Requirements:
Exactly reproduce the lines of the listing below from the one containing "Output the component" through the one containing "const sub = 'text-[#4652c4]'". Skip the images.
+++ Given records
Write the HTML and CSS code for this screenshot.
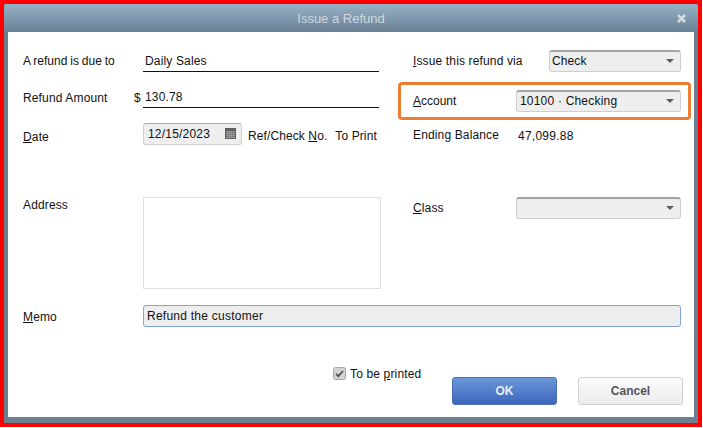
FILE: index.html
```html
<!DOCTYPE html>
<html lang="en">
<head>
<meta charset="utf-8">
<title>Issue a Refund</title>
<link rel="stylesheet" href="styles.css">
</head>
<body>
<div class="frame">
  <div class="window">
    <header class="titlebar">
      <span class="title">Issue a Refund</span>
      <svg class="close" width="11" height="11" viewBox="0 0 11 11" aria-hidden="true"><path d="M2 2l7 7M9 2l-7 7" stroke="#d5dde3" stroke-width="2.6" fill="none"/></svg>
    </header>
    <main class="content">
      <div class="columns">
        <section class="left">
          <div class="row row-due">
            <span class="label label-due">A refund is due to</span>
            <span class="line-value">Daily Sales</span>
          </div>
          <div class="row row-amount">
            <span class="label label-amount">Refund Amount</span>
            <span class="dollar">$</span>
            <span class="line-value line-amount">130.78</span>
          </div>
          <div class="row row-date">
            <span class="label label-date"><u>D</u>ate</span>
            <span class="date-field">12/15/2023
              <svg class="cal" width="11" height="11" viewBox="0 0 11 11" aria-hidden="true"><rect width="11" height="11" fill="#5f5f5f"/><path d="M1 3.5h9M1 5.5h9M1 7.5h9M1 9.5h9M2.5 3v7M4.5 3v7M6.5 3v7M8.5 3v7" stroke="#9a9a9a" stroke-width="1" fill="none"/></svg>
            </span>
            <span class="ref">Ref/Check <u>N</u>o.</span>
            <span class="toprint">To Print</span>
          </div>
          <div class="row row-address">
            <span class="label label-address">Address</span>
            <div class="address-box"></div>
          </div>
        </section>
        <section class="right">
          <div class="row row-via">
            <span class="label label-via"><u>I</u>ssue this refund via</span>
            <div class="select select-via">Check<i class="arrow"></i></div>
          </div>
          <div class="row row-account">
            <span class="label label-right label-account"><u>A</u>ccount</span>
            <div class="select select-wide">10100 · Checking<i class="arrow"></i></div>
            <div class="callout"></div>
          </div>
          <div class="row row-ending">
            <span class="label label-right">Ending Balance</span>
            <span class="balance">47,099.88</span>
          </div>
          <div class="row row-class">
            <span class="label label-right"><u>C</u>lass</span>
            <div class="select select-wide"><i class="arrow"></i></div>
          </div>
        </section>
      </div>
      <div class="row row-memo">
        <span class="label label-memo"><u>M</u>emo</span>
        <div class="memo">Refund the customer</div>
      </div>
      <div class="footer">
        <label class="check">
          <svg width="13" height="13" viewBox="0 0 13 13" aria-hidden="true"><rect x=".5" y=".5" width="12" height="12" rx="2" fill="#d4d4d4" stroke="#a6a6a6"/><path d="M3 6.8l2.4 2.4L10 4" stroke="#555" stroke-width="1.8" fill="none"/></svg>
          <span>To be <u>p</u>rinted</span>
        </label>
        <button class="btn btn-ok" type="button">OK</button>
        <button class="btn btn-cancel" type="button">Cancel</button>
      </div>
    </main>
  </div>
</div>
</body>
</html>
```
FILE: styles.css
```css
* { box-sizing: border-box; }
html, body { margin: 0; padding: 0; background: #fff; }
body {
  font-family: "Liberation Sans", Arial, sans-serif;
  font-size: 12px;
  color: #111;
  width: 703px;
  height: 428px;
  overflow: hidden;
}
.frame {
  width: 702px;
  height: 427px;
  border: 4px solid #fe0000;
}
.window {
  height: 100%;
  display: flex;
  flex-direction: column;
  background: #6b7f90;
  padding: 0 4px 6px;
}
.titlebar {
  flex: 0 0 28px;
  margin: 0 -4px;
  padding: 0 11px 0 0;
  display: flex;
  align-items: center;
  background: linear-gradient(#97b1c7, #6a8195);
  border-radius: 3px 3px 0 0;
}
.title {
  flex: 1;
  text-align: center;
  padding-left: 2px;
  color: #cfd8df;
  font-size: 13px;
}
.close { flex: none; }
.content {
  flex: 1;
  background: #fff;
  padding: 18px 12px 0 15px;
  display: flex;
  flex-direction: column;
}
.columns { display: flex; }
.left { width: 356px; display: flex; flex-direction: column; }
.right { width: 268px; margin-left: 34px; display: flex; flex-direction: column; }
.row { display: flex; align-items: center; }
.label { flex: none; letter-spacing: .14px; white-space: nowrap; }
u { text-underline-offset: 1px; }

.row-due { height: 22px; }
.label-due { width: 120px; letter-spacing: 0; word-spacing: -.4px; }
.line-value {
  flex: 1;
  height: 22px;
  line-height: 22px;
  padding-left: 2px;
  border-bottom: 1px solid #111;
  letter-spacing: .15px;
}
.row-amount { height: 22px; margin-top: 14px; }
.label-amount { width: 111px; padding-top: 2px; }
.dollar { width: 9px; padding-top: 2px; }
.line-amount { line-height: 22px; }

.row-date { height: 22px; margin-top: 15px; }
.label-date { width: 120px; padding-top: 5px; }
.date-field {
  flex: none;
  width: 99px;
  height: 22px;
  padding: 0 5px 1px 4px;
  display: flex;
  align-items: center;
  justify-content: space-between;
  background: #eee;
  border: 1px solid #cfcfcf;
  border-top-color: #a9a9a9;
  border-radius: 3px;
  letter-spacing: .2px;
}
.ref { margin-left: 6px; padding-top: 4px; white-space: nowrap; letter-spacing: .1px; }
.toprint { margin-left: 8px; padding-top: 4px; white-space: nowrap; letter-spacing: .1px; }

.row-address { margin-top: 52px; align-items: flex-start; }
.label-address { width: 120px; padding-top: 1px; }
.address-box {
  flex: none;
  width: 238px;
  height: 92px;
  border: 1px solid #e0e0e0;
}

.row-via { height: 22px; }
.label-via { width: 136px; }
.select {
  position: relative;
  flex: none;
  height: 22px;
  line-height: 18px;
  padding-left: 3px;
  background: #eee;
  border: 1px solid #cfcfcf;
  border-top: 2px solid #a3a3a3;
  border-radius: 3px;
  letter-spacing: .2px;
}
.select-via { width: 132px; padding-left: 2px; letter-spacing: .1px; }
.select-wide { width: 165px; }
.arrow {
  position: absolute;
  right: 6px;
  top: 7px;
  width: 0;
  height: 0;
  border-left: 4.5px solid transparent;
  border-right: 4.5px solid transparent;
  border-top: 4px solid #5c5c5c;
}
.row-account { height: 22px; margin-top: 18px; position: relative; }
.label-right { width: 103px; }
.label-account { letter-spacing: 0; }
.callout {
  position: absolute;
  left: -15px;
  right: -10px;
  top: -8px;
  bottom: -8px;
  border: 3px solid #ed7d31;
  border-radius: 4px;
  pointer-events: none;
}
.row-ending { height: 22px; margin-top: 12px; }
.balance { margin-left: 2px; padding-top: 1px; letter-spacing: .25px; }
.row-class { height: 22px; margin-top: 51px; }

.row-memo { margin-top: 16px; height: 22px; }
.label-memo { width: 120px; padding-top: 2px; }
.memo {
  width: 538px;
  height: 22px;
  line-height: 20px;
  padding-left: 3px;
  background: #eee;
  border: 1px solid #7fa3dc;
  border-radius: 3px;
  letter-spacing: .25px;
}

.footer {
  margin-top: 40px;
  display: flex;
  align-items: flex-start;
  padding-left: 310px;
}
.check {
  display: flex;
  flex: none;
  align-items: center;
  gap: 4px;
  width: 119px;
  height: 13px;
  letter-spacing: .15px;
  white-space: nowrap;
}
.btn {
  flex: none;
  width: 105px;
  height: 28px;
  margin-top: 10px;
  border-radius: 3px;
  font: bold 12px "Liberation Sans", Arial, sans-serif;
}
.btn-ok {
  color: #e6edf7;
  background: linear-gradient(#6a98d9, #3c66bd);
  border: 1px solid #4a70b0;
}
.btn-cancel {
  margin-left: 21px;
  color: #555;
  background: linear-gradient(#fbfbfb, #ececec);
  border: 1px solid #cfcfcf;
}
```
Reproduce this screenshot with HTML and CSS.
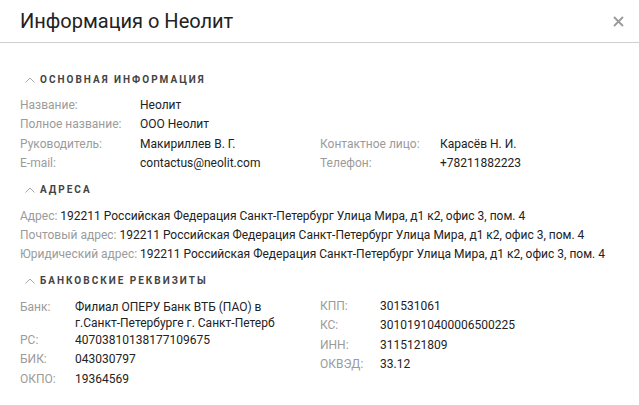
FILE: index.html
```html
<!DOCTYPE html>
<html lang="ru">
<head>
<meta charset="utf-8">
<title>Информация о Неолит</title>
<link rel="stylesheet" href="styles.css">
</head>
<body>
<div class="modal">
  <header class="modal-head">
    <h1 class="modal-title">Информация о Неолит</h1>
    <button class="close" type="button" aria-label="Закрыть">
      <svg width="11" height="11" viewBox="0 0 11 11"><path d="M1 1 L10 10 M10 1 L1 10" stroke="#9a9a9a" stroke-width="1.8" fill="none"/></svg>
    </button>
  </header>
  <div class="modal-body">
    <section class="sec">
      <h2 class="sec-title"><svg class="chev" width="10" height="6" viewBox="0 0 10 6"><polyline points="0.5,5.5 5,1 9.5,5.5" fill="none" stroke="#a8a8a8" stroke-width="1"/></svg>ОСНОВНАЯ ИНФОРМАЦИЯ</h2>
      <div class="grid-main">
        <div class="lbl">Название:</div><div class="val">Неолит</div><div></div><div></div>
        <div class="lbl">Полное название:</div><div class="val">ООО Неолит</div><div></div><div></div>
        <div class="lbl">Руководитель:</div><div class="val">Макириллев В. Г.</div><div class="lbl">Контактное лицо:</div><div class="val">Карасёв Н. И.</div>
        <div class="lbl">E-mail:</div><div class="val">contactus@neolit.com</div><div class="lbl">Телефон:</div><div class="val">+78211882223</div>
      </div>
    </section>
    <section class="sec">
      <h2 class="sec-title"><svg class="chev" width="10" height="6" viewBox="0 0 10 6"><polyline points="0.5,5.5 5,1 9.5,5.5" fill="none" stroke="#a8a8a8" stroke-width="1"/></svg>АДРЕСА</h2>
      <div class="addr"><span class="lbl">Адрес:</span> <span class="val">192211 Российская Федерация Санкт-Петербург Улица Мира, д1 к2, офис 3, пом. 4</span></div>
      <div class="addr"><span class="lbl">Почтовый адрес:</span> <span class="val">192211 Российская Федерация Санкт-Петербург Улица Мира, д1 к2, офис 3, пом. 4</span></div>
      <div class="addr"><span class="lbl">Юридический адрес:</span> <span class="val">192211 Российская Федерация Санкт-Петербург Улица Мира, д1 к2, офис 3, пом. 4</span></div>
    </section>
    <section class="sec">
      <h2 class="sec-title"><svg class="chev" width="10" height="6" viewBox="0 0 10 6"><polyline points="0.5,5.5 5,1 9.5,5.5" fill="none" stroke="#a8a8a8" stroke-width="1"/></svg>БАНКОВСКИЕ РЕКВИЗИТЫ</h2>
      <div class="bank">
        <div class="bank-left">
          <div class="lbl">Банк:</div><div class="val val-multi">Филиал ОПЕРУ Банк ВТБ (ПАО) в<br>г.Санкт-Петербурге г. Санкт-Петерб</div>
          <div class="lbl">РС:</div><div class="val">40703810138177109675</div>
          <div class="lbl">БИК:</div><div class="val">043030797</div>
          <div class="lbl">ОКПО:</div><div class="val">19364569</div>
        </div>
        <div class="bank-right">
          <div class="lbl">КПП:</div><div class="val">301531061</div>
          <div class="lbl">КС:</div><div class="val">30101910400006500225</div>
          <div class="lbl">ИНН:</div><div class="val">3115121809</div>
          <div class="lbl">ОКВЭД:</div><div class="val">33.12</div>
        </div>
      </div>
    </section>
  </div>
</div>
</body>
</html>
```
FILE: styles.css
```css
html, body {
  margin: 0;
  padding: 0;
  background: #fff;
}
body {
  font-family: Roboto, "Liberation Sans", Arial, sans-serif;
  color: #222;
  font-size: 12px;
}
.modal-head {
  display: flex;
  align-items: center;
  justify-content: space-between;
  height: 42px;
  padding: 0 15px 0 20px;
  border-bottom: 1px solid #cfcfcf;
}
.modal-title {
  margin: 0;
  font-size: 20px;
  font-weight: 400;
  line-height: 42px;
  color: #222;
}
.close {
  display: flex;
  width: 11px;
  height: 11px;
  padding: 0;
  border: 0;
  background: none;
  cursor: pointer;
}
.modal-body {
  padding: 30.6px 20px 0 20px;
}
.sec + .sec {
  margin-top: 10.8px;
}
.sec-title {
  display: flex;
  align-items: center;
  gap: 5px;
  margin: 0 0 10.5px;
  padding-left: 5px;
  font-size: 10px;
  font-weight: 700;
  line-height: 12px;
  letter-spacing: 2px;
  color: #444;
}
.chev {
  display: block;
  flex: none;
}
.lbl {
  color: #9b9b9b;
}
.val {
  color: #222;
}
.grid-main {
  display: grid;
  grid-template-columns: 120px 180px 120px 1fr;
  line-height: 19.33px;
}
.addr {
  line-height: 19.33px;
  white-space: nowrap;
}
.bank {
  display: flex;
}
.bank-left {
  width: 300px;
  display: grid;
  grid-template-columns: 55px 1fr;
  align-items: baseline;
  line-height: 19.33px;
}
.bank-right {
  flex: 1;
  display: grid;
  grid-template-columns: 60px 1fr;
  align-content: start;
  line-height: 19.33px;
  margin-top: -1px;
}
.val-multi {
  line-height: 16px;
}
```
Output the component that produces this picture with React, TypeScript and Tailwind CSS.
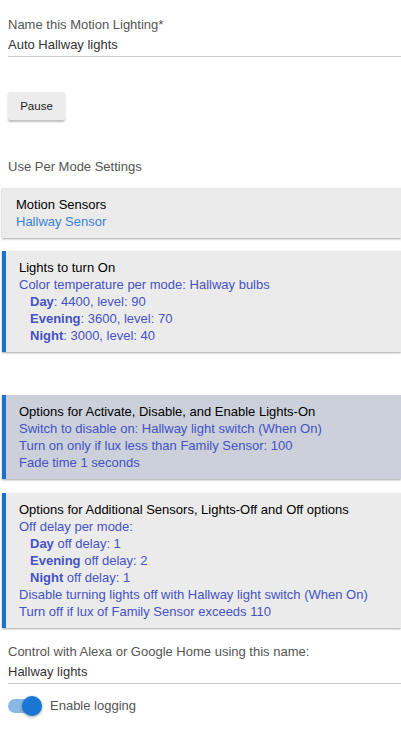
export default function App() {
  const sub = 'text-[#4652c4]'

  return (
    <div
      className="min-h-screen bg-white text-[13px] leading-[17px] overflow-hidden"
      style={{ fontFamily: '"Liberation Sans", Arial, sans-serif' }}
    >
      {/* Name field */}
      <div className="pl-2 pt-[15px]">
        <div className="text-[#555] leading-[20px]">Name this Motion Lighting*</div>
        <div className="text-[#333] leading-[20px] pb-[1px] border-b border-[#ccc]">Auto Hallway lights</div>
      </div>

      {/* Pause */}
      <div className="pl-2 pt-[35px]">
        <button className="w-[57px] h-[28px] bg-[#ececec] text-[#222] text-[11.5px] rounded-[2px] shadow-[0_2px_2px_rgba(0,0,0,0.25)]">
          Pause
        </button>
      </div>

      <div className="pl-2 pt-[37px] text-[#555] leading-[20px]">Use Per Mode Settings</div>

      <div className="pl-[2px] pt-[11px]">
        {/* Motion Sensors */}
        <div className="bg-[#ebebeb] px-[14px] py-[8px] shadow-[0_1px_2px_rgba(0,0,0,0.35)]">
          <div className="text-black">Motion Sensors</div>
          <div className="text-[#3a82d6]">Hallway Sensor</div>
        </div>

        {/* Lights to turn On */}
        <div className="mt-[13px] bg-[#ebebeb] border-l-4 border-[#1a73c8] pl-[13px] py-[8px] shadow-[0_1px_2px_rgba(0,0,0,0.35)]">
          <div className="text-black">Lights to turn On</div>
          <div className={sub}>Color temperature per mode: Hallway bulbs</div>
          <div className={`${sub} pl-[11px]`}><b>Day</b>: 4400, level: 90</div>
          <div className={`${sub} pl-[11px]`}><b>Evening</b>: 3600, level: 70</div>
          <div className={`${sub} pl-[11px]`}><b>Night</b>: 3000, level: 40</div>
        </div>

        {/* Activate options */}
        <div className="mt-[43px] bg-[#cbd0db] border-l-4 border-[#1a73c8] pl-[13px] py-[8px] shadow-[0_1px_2px_rgba(0,0,0,0.35)]">
          <div className="text-black">Options for Activate, Disable, and Enable Lights-On</div>
          <div className={sub}>Switch to disable on: Hallway light switch (When On)</div>
          <div className={sub}>Turn on only if lux less than Family Sensor: 100</div>
          <div className={sub}>Fade time 1 seconds</div>
        </div>

        {/* Additional options */}
        <div className="mt-[14px] bg-[#ebebeb] border-l-4 border-[#1a73c8] pl-[13px] py-[8px] shadow-[0_1px_2px_rgba(0,0,0,0.35)]">
          <div className="text-black">Options for Additional Sensors, Lights-Off and Off options</div>
          <div className={sub}>Off delay per mode:</div>
          <div className={`${sub} pl-[11px]`}><b>Day</b> off delay: 1</div>
          <div className={`${sub} pl-[11px]`}><b>Evening</b> off delay: 2</div>
          <div className={`${sub} pl-[11px]`}><b>Night</b> off delay: 1</div>
          <div className={sub}>Disable turning lights off with Hallway light switch (When On)</div>
          <div className={sub}>Turn off if lux of Family Sensor exceeds 110</div>
        </div>
      </div>

      {/* Alexa name */}
      <div className="pl-2 pt-[14px]">
        <div className="text-[#555] leading-[20px]">Control with Alexa or Google Home using this name:</div>
        <div className="text-[#333] leading-[20px] pb-[1px] border-b border-[#ccc]">Hallway lights</div>
      </div>

      {/* Logging toggle */}
      <div className="pl-2 pt-[12px] flex items-center gap-[14px]">
        <div className="relative w-[28px] h-[14px] rounded-full bg-[#8ab8e6]">
          <div className="absolute right-[-6px] top-[-3px] w-[20px] h-[20px] rounded-full bg-[#1976d2] shadow-[0_1px_3px_rgba(0,0,0,0.4)]" />
        </div>
        <span className="text-[#555] leading-[20px]">Enable logging</span>
      </div>
    </div>
  )
}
++++++
Solved problem:
Output the component that produces this picture with React, TypeScript and Tailwind CSS.
export default function App() {
  const sub = 'text-[#4652c4]'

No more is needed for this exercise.